Wednesday 8 June 2016

Seeing through chips

Rayko Ivanov Stantchev and his team have found a way to look inside computer chips. With terahertz radiation, they are able to look through materials that are otherwise opaque.

Light, but not quite
Terahertz radiation is part of the electromagnetic spectrum. This spectrum also contains radio waves, ultraviolet rays and also visible light. All types of radiation are sorted by wavelength on the spectrum. Terahertz’s wavelength comes right between microwaves and infrared, making its wavelength slightly longer than that of light. This is excellent for looking through materials, because the longer the wave, the bigger the objects the wave can ‘see through’. That’s why your computer has no problem with seeing the WI-FI (that are in fact radio waves), that comes from your router, but you can’t see the router, if you’re not sitting next to it. Radio waves have a way longer wavelength, and thus they can ‘bend’ around your furniture, stairs and cat. While the visible light, that your eyes see, has a shorter wavelength and can’t bend around your cat. But in the ability of waves to bend around things also lays the problem. You don’t want the waves to bend around the thing that you actually want to see. Terahertz waves have just the right wavelength

The electromagnetic spectrum, terahertz radiation comes between microwaves and infrared
Looking straight through
With terahertz radiation, we can look through computer chips, while still being able to see the structures inside it. To be able to look inside the chip, Rayko Ivanov Stantchev and his team beamed patterns of radiation onto a slice of silicon, the material most computer chips are made out of, that was only a hundredth of a centimetre thick. Because of this pattern, the silicon become transparent for the terahertz radiation. But the structures inside the chip don’t become transparent, enabling the scientists to see them. With this technique, they were able to find malfunctioning parts in the chip as small as eight micrometres across. That’s about half as thick as the finest human hair.
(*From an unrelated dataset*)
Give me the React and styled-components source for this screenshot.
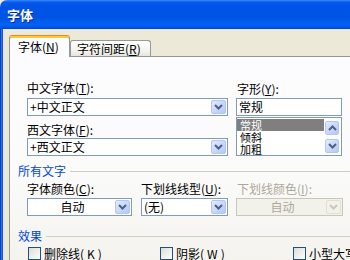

Image made with terahertz radiation,
 you can clearly see the structure
Computers and biology
The researchers consider using terahertz radiation a technique with much potential. For now, the possibility to see through silicon is limited by the thickness of the material, and the material can’t be really thick yet. Scientist predict that with improving the techniques, much thicker materials could be used. This can be really helpful with checking computer chips for malfunctioning parts, since the chips can just be ‘scanned’. But terahertz radiation has another interesting use. It could also be used in biology to scan tissues, because water, which is abundant in all living organisms, absorbs the terahertz radiation, making it easy to detect were there’s a lot of water. Because the radiation doesn’t bounce off of those spots. All in all a very promising technique that will benefit both computer sciences and biology.